What types of satellite antennas are available?

Over time, these types of antennas have been refined, reducing the size of the reflector without losing performance. Thus, there are several types of satellite or parabolic antennas:

Primary focus or centered parabolic antenna: This was the first to be used; its focus is located on the central axis of the reflector. It is completely symmetrical and parabolic. The active element is suspended in front of the reflector on its central axis, creating a shadowed area. It is also known as a C-Band satellite dish, as it is the one used for this band, although it is also used for Ku-Band frequencies and for point-to-point terrestrial microwave links.

Offset or offset-focus satellite dish: The reflector is not completely round; its shape is a section of an oval paraboloid reflector. As its name suggests, its focus is offset from the center of the antenna, preventing the active element from casting a shadow on the reflecting parabola. Because the focus is offset, this type of antenna does not point perpendicularly to the satellite, but is tilted approximately 25° downward. They are not suitable for C-Band satellites.
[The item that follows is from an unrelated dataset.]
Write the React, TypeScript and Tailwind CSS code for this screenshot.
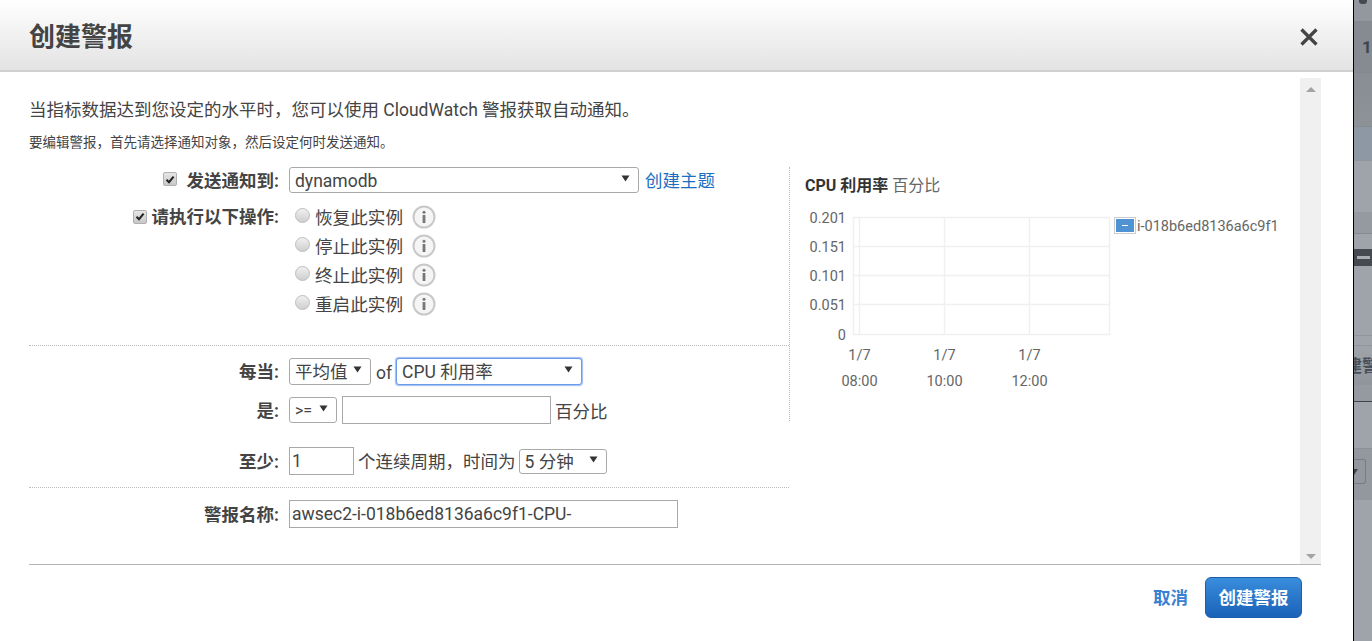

Cassegrain satellite dish: This is an antenna with a main concave parabolic reflector and a smaller convex secondary reflector, suspended in front of the main reflector and close to the focus, such that electromagnetic waves, when incident on one reflector, are reflected to the next.

Flat satellite dish: Also called a planar array. Although not physically a satellite dish as such, it is a compact antenna for receiving satellite signals, notable for its small size and visual impact on installations. It is intended for domestic installations and the Ku Band, with a good level of satellite coverage footprint.